To cope with the US-China disputes and post-epidemic changes on a global scale, at the beginning of the second quarter, the Japanese government has allocated about 220 billion Yen to assist companies that want to relocate their production from mainland China to Japan. A list of the first batch of 57 companies who are relocating to Japan (totaling 57.4 billion Yen) was disclosed on July 17. Though the total costs regarding these cases are still being processed, the aggregate should reach about 1.764 trillion Yen, which is ten times higher than the remaining budget of the 2020 fiscal year.

Looking at the bigger picture, even though China was previously ranked first among Japanese companies that preferred to establish their plants overseas, the proportion is still reckoned as the lowest (if correlated from the figures of the supply chain for Apple, the proportion of Japanese companies setting up factories in mainland China constitutes less than 30%) as compared to other primary competitors such as Taiwan and South Korea. However, it is believed that Japan will be the country with the highest degree of de-Sinicization in the post-epidemic era under public encouragement from the Japanese government and positive responses among manufacturers.

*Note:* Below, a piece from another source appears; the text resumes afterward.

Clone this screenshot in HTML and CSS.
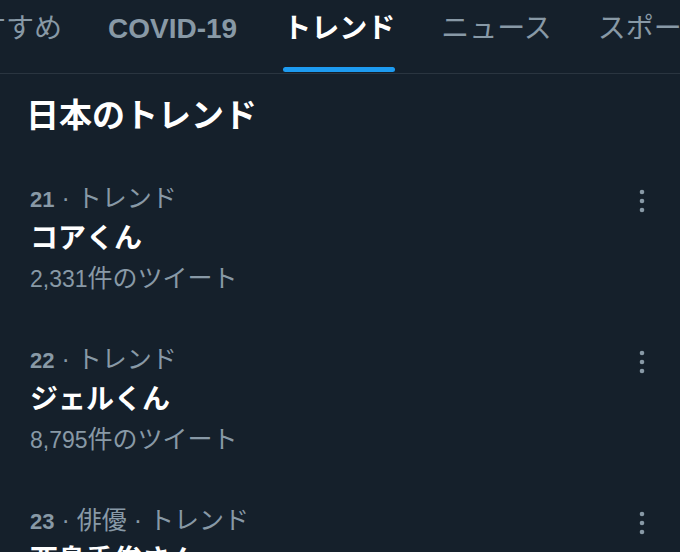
FILE: index.html
```html
<!DOCTYPE html>
<html lang="ja">

<head>
    <meta charset="UTF-8" />
    <meta name="viewport" content="width=device-width, initial-scale=1.0" />
    <title>トレンド</title>
    <link rel="stylesheet" href="styles.css">
</head>

<body>
    <nav class="tabs">
        <a class="tab">おすすめ</a>
        <a class="tab tab-latin">COVID-19</a>
        <a class="tab active">トレンド</a>
        <a class="tab">ニュース</a>
        <a class="tab">スポーツ</a>
    </nav>

    <h2 class="section-title">日本のトレンド</h2>

    <div class="trend-list">
        <div class="trend">
            <div class="trend-body">
                <div class="trend-meta"><b>21</b> · トレンド</div>
                <div class="trend-name">コアくん</div>
                <div class="trend-count"><span class="num">2,331</span>件のツイート</div>
            </div>
            <button class="more" aria-label="その他">
                <svg viewBox="0 0 6 24" width="6" height="24"><circle cx="3" cy="3" r="2.3" /><circle cx="3" cy="12" r="2.3" /><circle cx="3" cy="21" r="2.3" /></svg>
            </button>
        </div>

        <div class="trend">
            <div class="trend-body">
                <div class="trend-meta"><b>22</b> · トレンド</div>
                <div class="trend-name">ジェルくん</div>
                <div class="trend-count"><span class="num">8,795</span>件のツイート</div>
            </div>
            <button class="more" aria-label="その他">
                <svg viewBox="0 0 6 24" width="6" height="24"><circle cx="3" cy="3" r="2.3" /><circle cx="3" cy="12" r="2.3" /><circle cx="3" cy="21" r="2.3" /></svg>
            </button>
        </div>

        <div class="trend">
            <div class="trend-body">
                <div class="trend-meta"><b>23</b> · 俳優 · トレンド</div>
                <div class="trend-name">西島秀俊さん</div>
                <div class="trend-count"><span class="num">5,112</span>件のツイート</div>
            </div>
            <button class="more" aria-label="その他">
                <svg viewBox="0 0 6 24" width="6" height="24"><circle cx="3" cy="3" r="2.3" /><circle cx="3" cy="12" r="2.3" /><circle cx="3" cy="21" r="2.3" /></svg>
            </button>
        </div>
    </div>
</body>

</html>
```

FILE: styles.css
```css
* {
    box-sizing: border-box;
}

html,
body {
    height: 100%;
}

body {
    margin: 0;
    background-color: #15202b;
    color: #ffffff;
    font-family: "Liberation Sans", "Noto Sans CJK JP", sans-serif;
    overflow: hidden;
}

/* Top tabs (scrolled sideways) */
.tabs {
    display: flex;
    height: 74px;
    margin-left: -73px;
    border-bottom: 1px solid #2a3540;
    white-space: nowrap;
}

.tab {
    display: flex;
    flex-direction: column;
    align-items: center;
    padding: 0 23px;
    font-size: 28px;
    line-height: 58px;
    color: #8899a6;
    cursor: pointer;
}

.tab-latin {
    font-weight: 700;
}

.tab.active {
    color: #ffffff;
    font-weight: 700;
}

.tab.active::after {
    content: "";
    display: block;
    align-self: stretch;
    height: 5px;
    margin-top: 9px;
    border-radius: 3px;
    background-color: #1d9bf0;
}

.section-title {
    margin: 22px 0 21px;
    padding-left: 26px;
    font-size: 33px;
    line-height: 40px;
    font-weight: 700;
}

.trend {
    display: flex;
    padding: 20px 0 21px;
}

.trend-body {
    flex: 1;
    padding-left: 30px;
}

.trend-meta {
    font-size: 25px;
    line-height: 42px;
    color: #8899a6;
}

.trend-meta b {
    font-size: 22px;
    line-height: 1;
    font-weight: 700;
}

.trend-name {
    font-size: 28px;
    line-height: 40px;
    font-weight: 700;
}

.trend-count {
    font-size: 25px;
    line-height: 38px;
    color: #8899a6;
}

.num {
    font-size: 23px;
    line-height: 1;
}

.more {
    align-self: flex-start;
    margin: 12px 35px 0 0;
    padding: 0;
    background: none;
    border: none;
    cursor: pointer;
    line-height: 0;
}

.more svg {
    fill: #8899a6;
}
```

           From a value chain perspective, even if mainland China and South Korea challenged consumer products of terminal brands from Japan under its declining market share, the technical level of crucial upstream components and materials from Japan remains unshakable. The Ministry of Science, Technology, Information and Communication (MSIT) of South Korea has revealed that there are about ten categories of essential 5G components controlled by Japanese companies. Though Taiwan’s PCB industry's outlook is optimistic, the predicament of high-end materials being controlled mainly by Japanese companies remains a troublesome issue in the short term. Furthermore, even though the international co-opetition relationship seems to favor Taiwan’s industry, manufacturers must persistently pay attention to possible changes and respond carefully, given that Japanese companies' supply chain is highly inclined towards localization.